───── Information provided ─────

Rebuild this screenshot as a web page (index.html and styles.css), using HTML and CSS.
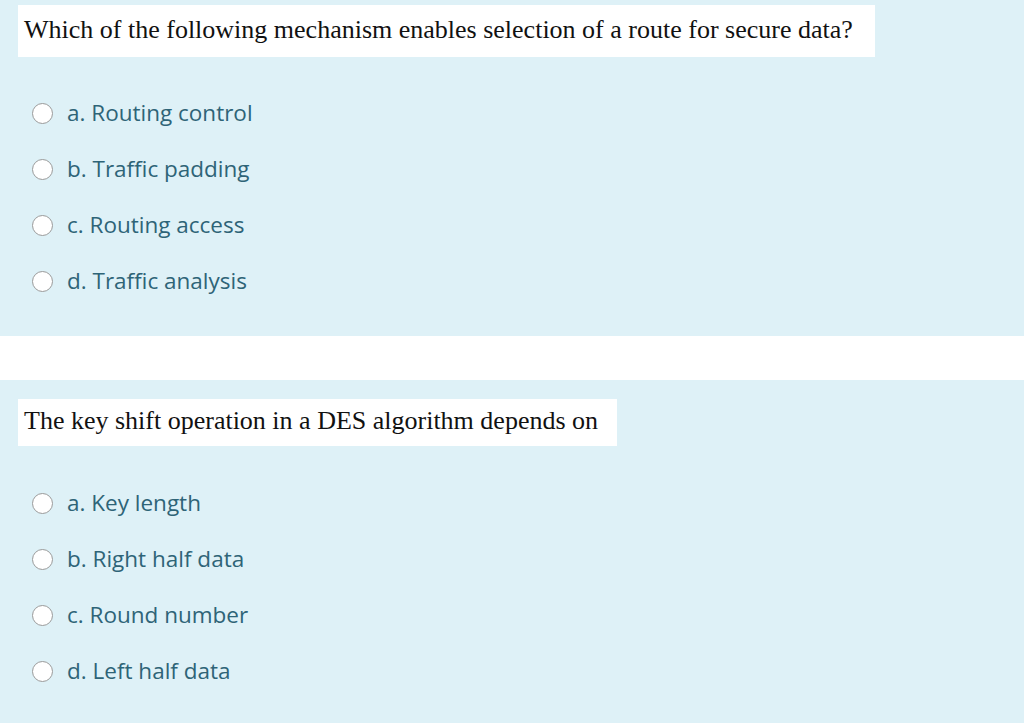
FILE: index.html
```html
<!DOCTYPE html>
<html>
<head>
<meta charset="utf-8">
<link rel="stylesheet" href="styles.css">
</head>
<body>
<div class="que q1">
  <div class="qtext qtext-1">Which of the following mechanism enables selection of a route for secure data?</div>
  <div class="answers">
    <label class="opt"><span class="radio"></span><span class="label">a. Routing control</span></label>
    <label class="opt"><span class="radio"></span><span class="label">b. Traffic padding</span></label>
    <label class="opt"><span class="radio"></span><span class="label">c. Routing access</span></label>
    <label class="opt"><span class="radio"></span><span class="label">d. Traffic analysis</span></label>
  </div>
</div>
<div class="spacer"></div>
<div class="que q2">
  <div class="qtext qtext-2">The key shift operation in a DES algorithm depends on</div>
  <div class="answers">
    <label class="opt"><span class="radio"></span><span class="label">a. Key length</span></label>
    <label class="opt"><span class="radio"></span><span class="label">b. Right half data</span></label>
    <label class="opt"><span class="radio"></span><span class="label">c. Round number</span></label>
    <label class="opt"><span class="radio"></span><span class="label">d. Left half data</span></label>
  </div>
</div>
</body>
</html>
```
FILE: styles.css
```css
html, body {
  margin: 0;
  padding: 0;
  background: #ffffff;
}
body {
  width: 1024px;
  height: 723px;
  overflow: hidden;
}
.que {
  background: #def1f7;
  display: flex;
  flex-direction: column;
  align-items: flex-start;
}
.q1 {
  padding: 5px 0 27px 0;
}
.q2 {
  padding: 19px 0 40px 0;
}
.spacer {
  height: 44px;
}
.qtext {
  background: #ffffff;
  margin-left: 18px;
  font-family: "Liberation Serif", "Times New Roman", serif;
  font-size: 26px;
  color: #111111;
  display: flex;
  align-items: center;
  box-sizing: border-box;
  padding-bottom: 3px;
}
.qtext-1 {
  height: 52px;
  width: 857px;
  padding-left: 6px;
}
.qtext-2 {
  height: 47px;
  width: 599px;
  padding-left: 6px;
}
.answers {
  margin-top: 28px;
  display: flex;
  flex-direction: column;
}
.q2 .answers {
  margin-top: 29px;
}
.opt {
  height: 56px;
  display: flex;
  align-items: center;
}
.radio {
  width: 19px;
  height: 19px;
  border-radius: 50%;
  border: 1px solid #9a9a9a;
  background: #ffffff;
  margin-left: 32px;
  margin-right: 14px;
  flex: none;
}
.label {
  font-family: "Open Sans", "Noto Sans", sans-serif;
  font-size: 22.5px;
  color: #2e6477;
  padding-bottom: 2px;
}
```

─────

__Problem requirements__: Reproduce the whole listing word for word, setting aside any pictures.

__Written answer__:
Rebuild this screenshot as a web page (index.html and styles.css), using HTML and CSS.
FILE: index.html
```html
<!DOCTYPE html>
<html>
<head>
<meta charset="utf-8">
<link rel="stylesheet" href="styles.css">
</head>
<body>
<div class="que q1">
  <div class="qtext qtext-1">Which of the following mechanism enables selection of a route for secure data?</div>
  <div class="answers">
    <label class="opt"><span class="radio"></span><span class="label">a. Routing control</span></label>
    <label class="opt"><span class="radio"></span><span class="label">b. Traffic padding</span></label>
    <label class="opt"><span class="radio"></span><span class="label">c. Routing access</span></label>
    <label class="opt"><span class="radio"></span><span class="label">d. Traffic analysis</span></label>
  </div>
</div>
<div class="spacer"></div>
<div class="que q2">
  <div class="qtext qtext-2">The key shift operation in a DES algorithm depends on</div>
  <div class="answers">
    <label class="opt"><span class="radio"></span><span class="label">a. Key length</span></label>
    <label class="opt"><span class="radio"></span><span class="label">b. Right half data</span></label>
    <label class="opt"><span class="radio"></span><span class="label">c. Round number</span></label>
    <label class="opt"><span class="radio"></span><span class="label">d. Left half data</span></label>
  </div>
</div>
</body>
</html>
```
FILE: styles.css
```css
html, body {
  margin: 0;
  padding: 0;
  background: #ffffff;
}
body {
  width: 1024px;
  height: 723px;
  overflow: hidden;
}
.que {
  background: #def1f7;
  display: flex;
  flex-direction: column;
  align-items: flex-start;
}
.q1 {
  padding: 5px 0 27px 0;
}
.q2 {
  padding: 19px 0 40px 0;
}
.spacer {
  height: 44px;
}
.qtext {
  background: #ffffff;
  margin-left: 18px;
  font-family: "Liberation Serif", "Times New Roman", serif;
  font-size: 26px;
  color: #111111;
  display: flex;
  align-items: center;
  box-sizing: border-box;
  padding-bottom: 3px;
}
.qtext-1 {
  height: 52px;
  width: 857px;
  padding-left: 6px;
}
.qtext-2 {
  height: 47px;
  width: 599px;
  padding-left: 6px;
}
.answers {
  margin-top: 28px;
  display: flex;
  flex-direction: column;
}
.q2 .answers {
  margin-top: 29px;
}
.opt {
  height: 56px;
  display: flex;
  align-items: center;
}
.radio {
  width: 19px;
  height: 19px;
  border-radius: 50%;
  border: 1px solid #9a9a9a;
  background: #ffffff;
  margin-left: 32px;
  margin-right: 14px;
  flex: none;
}
.label {
  font-family: "Open Sans", "Noto Sans", sans-serif;
  font-size: 22.5px;
  color: #2e6477;
  padding-bottom: 2px;
}
```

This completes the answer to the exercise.